Senior Advocate Diya Kapur, appearing for Gupta with a junior team, laid out a fairly grim record before the bench. Fake endorsements. Counterfeit merchandise. AI-generated impersonations. Sexually explicit deepfakes. Instagram accounts impersonating Gupta. His purported contact details circulating online. The court singled out the sexually explicit content for separate observation, recording that the motive behind such material could only be unlawful financial gain and unjust enrichment.
Google and Meta received specific takedown directions and were ordered to disclose details of the offending accounts to the plaintiff. This combination of takedown plus disclosure has become routine in Indian personality rights litigation. Its scope here is unusually wide.
The Doctrinal Backdrop
India still lacks a codified law on personality rights. Courts have stitched together protection from several sources: the right to privacy and dignity under Article 21 (read into the Constitution by K.S. Puttaswamy v. Union of India, 2017), trademark protection under the Trade Marks Act 1999, the tort of passing off, and copyright principles concerning performers’ rights.
The Delhi High Court’s Titan Industries Ltd. v. Ramkumar Jewellers (2012) defined the right of publicity as the right to control commercial use of human identity. The much-cited Anil Kapoor v. Simply Life India (2023) widened the scope considerably, holding that voice, gestures, mannerisms, and catchphrases also fall within the protective ambit. The Bombay High Court extended similar protection to playback singer Asha Bhosle against AI voice cloning, treating the singer’s voice as a proprietary attribute capable of being misappropriated.
Justice Gedela’s observations about Gupta echo this lineage. The judge recorded that Gupta had achieved milestones in a “short span of his career,” establishing himself firmly in India’s business circles whilst gaining significant international exposure. The finding goes directly to a threshold question in publicity rights: does the plaintiff possess the kind of commercial identity that warrants legal protection? Earlier cases worked through this for actors and sportspeople. The Gupta order applies the same test to entrepreneurs with sufficient public visibility, and there is no obvious doctrinal reason it should stop there.
Why the AI Angle Is Doing Real Work
While India’s regulatory framework, including strict intermediary compliance windows under the Information Technology Rules, mandates the rapid takedown of non-consensual sexually explicit content and synthetic media, these rules primarily govern platform liability rather than creating individual intellectual property.
Gupta brilliantly pulls these regulatory compliance threads into a traditional common-law personality rights claim. By establishing a violation of his core persona first, he activates the statutory mechanisms that force intermediaries to act.
Justice Gedela’s framing acknowledges that the doctrinal question of whether deepfakes are best categorised as personality rights violations remains unsettled. He side-stepped a conclusive ruling by recognising that the motive behind sexually explicit deepfakes is commercial exploitation, which falls within the existing publicity rights framework. Whatever one thinks of the doctrinal neatness here, the Court got to the right place: urgent interim relief against material that should never have been made.

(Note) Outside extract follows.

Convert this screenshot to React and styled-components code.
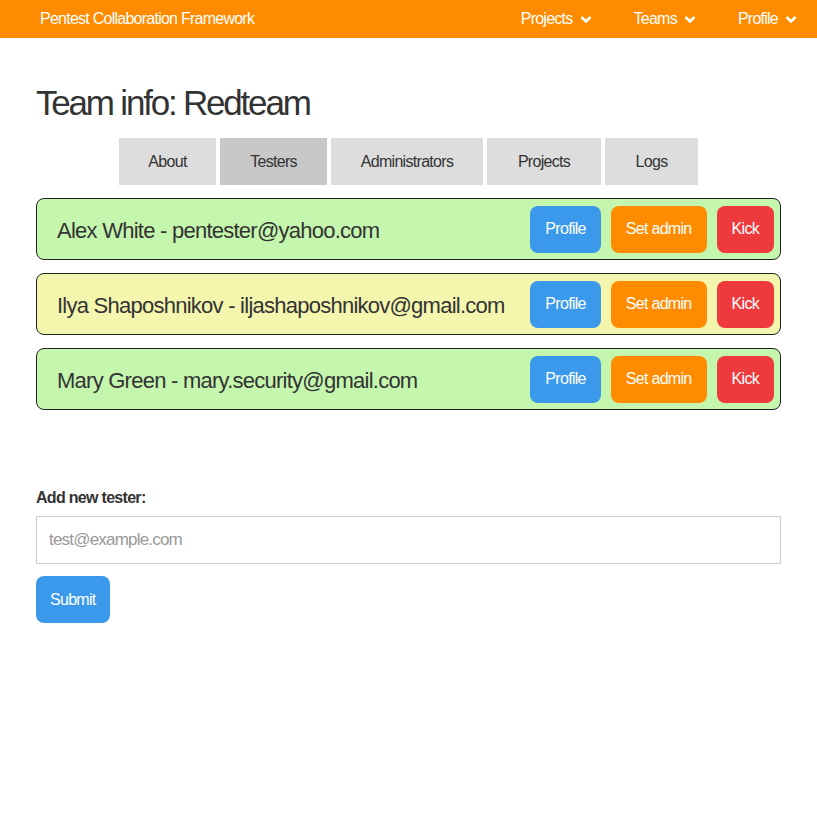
import styled, { createGlobalStyle } from 'styled-components'

const GlobalStyle = createGlobalStyle`
  body {
    margin: 0;
    background: #fff;
    font-family: "Liberation Sans", Arial, sans-serif;
    color: #333;
  }
`

const Navbar = styled.nav`
  height: 38px;
  background-color: #ff8c00;
  display: flex;
  align-items: center;
  justify-content: space-between;
  padding: 0 20px 0 40px;
  color: #fff;
  font-size: 16px;
  letter-spacing: -0.75px;
`

const NavMenu = styled.div`
  display: flex;
  gap: 42px;
`

const NavItem = styled.div`
  display: flex;
  align-items: center;
  gap: 7px;
`

const Chevron = () => (
  <svg width="12" height="9" viewBox="0 0 12 9">
    <path d="M1.5 2 L6 6.5 L10.5 2" fill="none" stroke="#fff" strokeWidth="2.6" />
  </svg>
)

const Content = styled.div`
  padding: 0 36px;
`

const Title = styled.h1`
  margin: 45px 0 15px;
  font-size: 35px;
  font-weight: normal;
  color: #333;
  line-height: 40px;
  letter-spacing: -2.2px;
`

const Tabs = styled.div`
  display: flex;
  justify-content: center;
  gap: 4px;
  margin-bottom: 13px;
`

const Tab = styled.div`
  height: 47px;
  width: ${props => props.width}px;
  background-color: ${props => (props.active ? '#c8c8c8' : '#dddddd')};
  display: flex;
  align-items: center;
  justify-content: center;
  font-size: 16px;
  color: #333;
  letter-spacing: -0.7px;
`

const List = styled.div`
  display: flex;
  flex-direction: column;
  gap: 13px;
`

const Row = styled.div`
  height: 60px;
  border: 1px solid #222;
  border-radius: 8px;
  background-color: ${props => (props.admin ? '#f4f6ae' : '#c5f6ae')};
  display: flex;
  align-items: center;
  padding: 0 6px 0 20px;
`

const RowText = styled.div`
  flex: 1;
  font-size: 22px;
  color: #333;
  white-space: nowrap;
  letter-spacing: -0.75px;
  padding-top: 3px;
`

const Actions = styled.div`
  display: flex;
  gap: 10px;
`

const Button = styled.button`
  height: 47px;
  padding: 0 15px;
  border: 0;
  border-radius: 8px;
  background-color: ${props => props.color};
  color: #fff;
  font-family: "Liberation Sans", Arial, sans-serif;
  font-size: 16px;
  letter-spacing: -0.7px;
  cursor: pointer;
`

const Form = styled.div`
  margin-top: 79px;
`

const Label = styled.div`
  font-size: 16px;
  font-weight: bold;
  color: #333;
  margin-bottom: 9px;
  letter-spacing: -0.7px;
`

const Input = styled.input`
  box-sizing: border-box;
  width: 100%;
  height: 48px;
  border: 1px solid #ccc;
  padding: 0 12px;
  font-family: "Liberation Sans", Arial, sans-serif;
  font-size: 17px;
  letter-spacing: -0.8px;
  outline: none;

  &::placeholder {
    color: #999;
  }
`

const Submit = styled(Button)`
  margin-top: 12px;
  padding: 0 14px;
`

const testers = [
  { name: 'Alex White - pentester@yahoo.com', admin: false },
  { name: 'Ilya Shaposhnikov - iljashaposhnikov@gmail.com', admin: true },
  { name: 'Mary Green - mary.security@gmail.com', admin: false },
]

const tabs = [
  { label: 'About', width: 97 },
  { label: 'Testers', width: 107, active: true },
  { label: 'Administrators', width: 152 },
  { label: 'Projects', width: 114 },
  { label: 'Logs', width: 93 },
]

function App () {
  return (
    <>
      <GlobalStyle />
      <Navbar>
        <div>Pentest Collaboration Framework</div>
        <NavMenu>
          <NavItem>Projects <Chevron /></NavItem>
          <NavItem>Teams <Chevron /></NavItem>
          <NavItem>Profile <Chevron /></NavItem>
        </NavMenu>
      </Navbar>
      <Content>
        <Title>Team info: Redteam</Title>
        <Tabs>
          {tabs.map(t => (
            <Tab key={t.label} width={t.width} active={t.active}>{t.label}</Tab>
          ))}
        </Tabs>
        <List>
          {testers.map(t => (
            <Row key={t.name} admin={t.admin}>
              <RowText>{t.name}</RowText>
              <Actions>
                <Button color="#3b99ec">Profile</Button>
                <Button color="#ff8c00">Set admin</Button>
                <Button color="#ee3a3d">Kick</Button>
              </Actions>
            </Row>
          ))}
        </List>
        <Form>
          <Label>Add new tester:</Label>
          <Input placeholder="test@example.com" />
          <Submit color="#3b99ec">Submit</Submit>
        </Form>
      </Content>
    </>
  )
}

export default App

What This Means for Practitioners
Three things stand out for those advising public figures, brand owners, or platform counsel.
The threshold has effectively expanded. A founder, executive, investor, or content creator with significant brand value can credibly seek the same dynamic injunctive relief that Bollywood plaintiffs have obtained for the better part of two decades. The reasoning travels well.
Dynamic injunctions covering future infringements remain the preferred remedy. Courts are alive to the cat-and-mouse problem of static cease-and-desist orders against fast-moving online infringement. Drafting prayer clauses that anticipate this is now table stakes.
Intermediary cooperation is being sought as part of the relief package, going beyond ordinary takedown. Counsel for Google reportedly submitted at the hearing that some content, including memes and harmless material, might be difficult to remove wholesale. The court accepted this nuance, clarifying that not every post would require removal. Sensible. Otherwise, the order risks becoming a censorship instrument rather than a proportionate remedy.
The matter goes before the Joint Registrar on 3 August 2026 for completion of pleadings, and before the bench on 1 October 2026 for further hearing. Whether the interim relief crystallises into a final decree, and on what terms, will offer further guidance on how Indian courts handle personality rights for the new class of digital-era public figures.
The doctrinal architecture remains untidy. A codified statute would help. Until that arrives, judges are quietly building the law one ad interim order at a time.